The challenge, then, is to make these commercial services believable as impartial sources of guided decision making. As we have seen, the direction of travel is not in one direction only. It is much easier for commercial providers to demonstrate that, wherever there is any conflict between individual advantage and society as a whole, they take the individual’s side. They are more likely to be seen as street-wise, however hard organisations like MAS work on their voice.

The main challenge for commercial services in establishing credibility is relative to product providers. The decision process needs to be seen as leading anywhere it should, because everywhere it could is equally free of any vested interest. That can be evident from the experience of interaction with it (something that is hard to fake). But it is also signalled by the method of charging: impartial advice requires a subscription or fee-for-service model if it is not to be contingent on the particular destination.

Criticising the guides

This might be the last time I cast doubt on the providers of the guidance guarantee. Once they are up and running I risk a breach of the FCA’s rule book, as one of the proposed rule changes reads as follows:

“An example of behaviour that is likely to contravene the client’s best interests rule or Principle 6 and may contravene other Principles is for a firm to actively discourage a retail client from using the guidance service referred to in COBS 19.4.1R(3)(d), including by: (1) holding itself out as providing, or referring the client to another person who holds itself out as providing, an equivalent service; (2) leading the client to believe that using the guidance service is unnecessary or would not be beneficial.”
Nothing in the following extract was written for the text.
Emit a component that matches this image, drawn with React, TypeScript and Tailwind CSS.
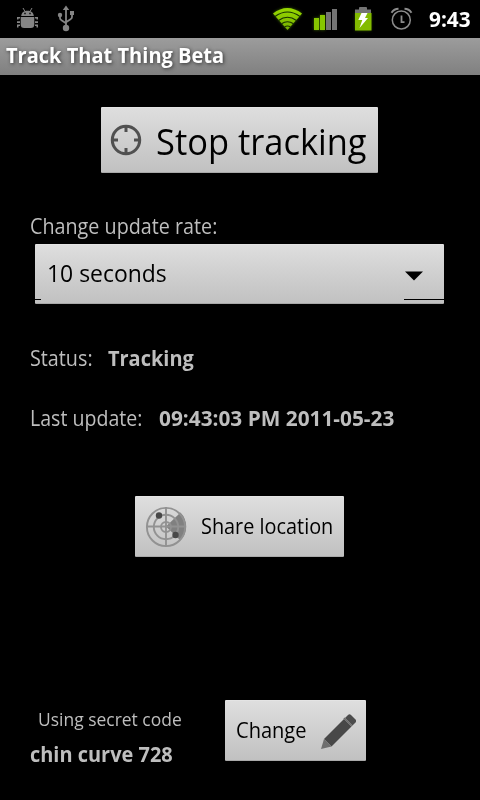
import type { ReactNode } from "react";

function Panel({ className, children }: { className: string; children: ReactNode }) {
  return (
    <div
      className={`flex items-center rounded-[1px] border-t border-b border-t-[#e4e4e4] border-b-[#a9a9a9] bg-linear-to-b from-[#dedede] to-[#c1c1c1] text-black ${className}`}
    >
      {children}
    </div>
  );
}

/* One line of text, condensed horizontally from its left edge. */
function Line({ className, children }: { className: string; children: ReactNode }) {
  return <span className={`block shrink-0 origin-left whitespace-nowrap ${className}`}>{children}</span>;
}

function BugIcon() {
  return (
    <svg className="ml-4 h-7 w-6 shrink-0" viewBox="16 5 24 28" fill="#858585">
      <path d="M21.200 16C21.500 12.500 24 10.800 27.500 10.800s6 1.700 6.300 5.200z" />
      <path d="M23 8l2 3.500M32 8l-2 3.500" fill="none" stroke="#858585" strokeWidth="1" />
      <path d="M20.700 17h13.600v7.500q0 3.500-3.500 3.500h-6.600q-3.500 0-3.500-3.500z" />
      <path d="M17 17h3v1.600h-1.500v1H17zM17 21.300h3v1.600h-3zM17 27.500v-3h3v1.500h-1.500v1.500zM38 17h-3v1.600h1.500v1H38zM38 21.300h-3v1.600h3zM38 27.500v-3h-3v1.500h1.500v1.500z" />
      <path d="M24.300 13.500h1.400M29.300 13.500h1.400" stroke="#000" strokeWidth="1.300" />
    </svg>
  );
}

function UsbIcon() {
  return (
    <svg className="ml-4 h-7 w-5 shrink-0" viewBox="56 5 20 28" fill="#858585">
      <path d="M66 5.500l3.200 4.500h-6.400z" />
      <circle cx="66" cy="28" r="3.200" />
      <circle cx="60" cy="15" r="2.200" />
      <path d="M70 11h4v4h-4z" />
      <path d="M66 9v18M60 15v3q0 1.500 1.500 2.200l4.500 3M72 14v3q0 1.500-1.500 2.200l-4.500 3" fill="none" stroke="#858585" strokeWidth="1.800" />
    </svg>
  );
}

function WifiIcon() {
  return (
    <svg className="h-[38px] w-9 shrink-0" viewBox="269 0 36 38">
      <defs>
        <linearGradient id="lime" x1="0" y1="0" x2="0" y2="1">
          <stop offset="0" stopColor="#98d800" />
          <stop offset="1" stopColor="#75b000" />
        </linearGradient>
        <filter id="glow" x="-30%" y="-30%" width="160%" height="160%">
          <feGaussianBlur stdDeviation="1.500" />
        </filter>
      </defs>
      <path d="M273 13.500Q287.300 2.500 302 13.500L287.500 30z" fill="#5c9900" opacity=".6" filter="url(#glow)" />
      <path d="M273 13.500Q287.300 2.500 302 13.500L287.500 30z" fill="url(#lime)" />
      <g fill="none" stroke="#173000" strokeWidth="1.100">
        <path d="M275 16.500q12.400-9 25 0" />
        <path d="M278.500 20.500q9-6.500 18 0" />
        <path d="M281.500 23.800q6-4 12 0" />
        <path d="M284.500 27q3-2 6 0" />
      </g>
    </svg>
  );
}

function SignalIcon() {
  return (
    <svg className="ml-1 h-[38px] w-8 shrink-0" viewBox="309 0 32 38">
      <path d="M314 18h5v12h-5zM320 15h5v15h-5z" fill="#5c9900" opacity=".7" filter="url(#glow)" />
      <path d="M314 18h5v12h-5zM320 15h5v15h-5z" fill="#87c600" />
      <path d="M326 12h5v18h-5zM332 9h5v21h-5z" fill="#747474" />
    </svg>
  );
}

function BatteryIcon() {
  return (
    <svg className="ml-2 h-[38px] w-7 shrink-0" viewBox="349 0 28 38">
      <path d="M355 12.500h16v18h-16z" fill="#5c9900" opacity=".5" filter="url(#glow)" />
      <path d="M355 9.500h4V8q0-1 1-1h6q1 0 1 1v1.500h4V13h-16z" fill="#747474" />
      <path d="M355 13h16.500v17.500H355z" fill="#83bb00" />
      <path d="M361.500 13h6l-2.500 5h3l-8.500 10 2.800-8h-4z" fill="#fff" />
    </svg>
  );
}

function AlarmIcon() {
  return (
    <svg className="ml-2.5 h-[38px] w-7 shrink-0" viewBox="387 0 28 38" fill="none" stroke="#8c8c8c" strokeWidth="1.500">
      <circle cx="401.300" cy="20" r="9" />
      <path d="M401.500 15.500v6.700h3" strokeWidth="1.800" />
      <path d="M391.500 12.700q2.500-4 7-4M411.500 12.700q-2.500-4-7-4" strokeWidth="1.900" />
    </svg>
  );
}

function CrosshairIcon() {
  return (
    <svg className="ml-[9px] h-8 w-8 shrink-0" viewBox="110 124 32 32" fill="none" stroke="#505050">
      <circle cx="126" cy="140" r="13.700" strokeWidth="3" />
      <path d="M126 126v6M126 148v6M112 140h6M134 140h6" strokeWidth="3" />
    </svg>
  );
}

function RadarIcon() {
  return (
    <svg className="ml-[10px] h-[42px] w-[42px] shrink-0" viewBox="145 505 42 42" fill="none" stroke="#929292">
      <path d="M166 525.500L180.500 511.500A20 20 0 0 1 180.500 539.500z" fill="#808080" stroke="none" />
      <g strokeWidth="1.900">
        <circle cx="166" cy="526" r="19.100" />
        <circle cx="166" cy="526" r="12.200" />
        <circle cx="166" cy="526" r="5" />
        <path d="M166 506v39M146.500 525.500h39" />
      </g>
      <circle cx="159" cy="514.500" r="3.200" fill="#484848" stroke="none" />
      <circle cx="175.500" cy="534" r="3.200" fill="#484848" stroke="none" />
    </svg>
  );
}

function PencilIcon() {
  return (
    <svg className="h-9 w-9 shrink-0" viewBox="320 712 36 36">
      <path d="M324 738l20-20 7.500 7.500-20 20z" fill="#484848" />
      <path d="M345 717l3-3q1.500-1.500 3 0l4.500 4.500q1.500 1.500 0 3l-3 3z" fill="#4c4c4c" />
      <path d="M344 717l8 8" stroke="#6c6c6c" strokeWidth="1.700" />
      <path d="M324 738l7.500 7.500L321 748z" fill="#6f6f6f" />
    </svg>
  );
}

export default function App() {
  return (
    <main className="flex h-[800px] w-[480px] flex-col overflow-hidden bg-black font-['Open_Sans','Noto_Sans',sans-serif] text-[21px] leading-7 text-[#bebebe]">
      <header className="flex h-[38px] shrink-0 items-center">
        <BugIcon />
        <UsbIcon />
        <div className="ml-auto flex items-center">
          <WifiIcon />
          <SignalIcon />
          <BatteryIcon />
          <AlarmIcon />
          <div className="ml-[14px] w-[51px]">
            <Line className="scale-x-[0.99] font-bold text-white">9:43</Line>
          </div>
        </div>
      </header>
      <div className="flex h-[37px] shrink-0 items-center bg-linear-to-b from-[#9c9c9c] to-[#808080] pb-1 pl-[6px]">
        <Line className="scale-x-[0.954] font-bold text-white [text-shadow:1px_1px_4px_#333]">Track That Thing Beta</Line>
      </div>

      <Panel className="mt-8 ml-[101px] h-[66px] w-[277px] shrink-0">
        <CrosshairIcon />
        <div className="ml-[14px] h-[46px] w-[210px]">
          <Line className="scale-x-[0.957] text-[36px] leading-[50px]">Stop tracking</Line>
        </div>
      </Panel>

      <div className="mt-[39px] ml-[30px] h-7">
        <Line className="scale-x-[0.94]">Change update rate:</Line>
      </div>
      <Panel className="mt-[4px] ml-[35px] h-[60px] w-[409px] shrink-0 flex-wrap content-between">
        <div className="mt-[11px] flex h-9 w-full items-center justify-between pl-3 pr-[20px]">
          <Line className="scale-x-[0.955] pb-[2px] text-[24px]">10 seconds</Line>
          <svg className="mt-[3px] h-[10px] w-5" viewBox="0 0 20 10">
            <path d="M1 .5h18L10 9.500z" />
          </svg>
        </div>
        <div className="mb-[3px] flex h-px w-full justify-between">
          <i className="h-px w-[6px] bg-black" />
          <i className="h-px w-10 bg-black" />
        </div>
      </Panel>

      <div className="mt-[40px] ml-[30px] flex h-7">
        <div className="w-[78px]">
          <Line className="scale-x-[0.94]">Status:</Line>
        </div>
        <Line className="scale-x-[0.95] font-bold">Tracking</Line>
      </div>
      <div className="mt-8 ml-[30px] flex h-7">
        <div className="w-[129px]">
          <Line className="scale-x-[0.932]">Last update:</Line>
        </div>
        <Line className="scale-x-[0.991] font-bold">09:43:03 PM 2011-05-23</Line>
      </div>

      <Panel className="mt-[64px] ml-[135px] h-[61px] w-[209px] shrink-0">
        <RadarIcon />
        <div className="ml-[14px] w-[133px] pb-[2px]">
          <Line className="scale-x-[0.946]">Share location</Line>
        </div>
      </Panel>

      <footer className="mt-[143px] flex">
        <div className="ml-[30px] w-[195px] pt-[5px]">
          <div className="pl-2">
            <Line className="scale-x-[0.97] text-[18px]">Using secret code</Line>
          </div>
          <div className="mt-[7px]">
            <Line className="scale-x-[0.95] font-bold">chin curve 728</Line>
          </div>
        </div>
        <Panel className="h-[61px] w-[141px]">
          <div className="ml-[11px] w-[84px] pb-[2px]">
            <Line className="scale-x-[0.955]">Change</Line>
          </div>
          <PencilIcon />
        </Panel>
      </footer>
    </main>
  );
}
Fair enough – as long as the FCA is open to criticism of the maths and logic employed by the guidance providers. That’s a lot to hope for, not just because they are by nature protective of their own kind but also because their mandate from the Treasury runs only to laying down the principles the guidance agencies have to follow, not the detail. The guides will apparently be beyond criticism by the likes of us professionals. Nanny is guaranteed the last laugh.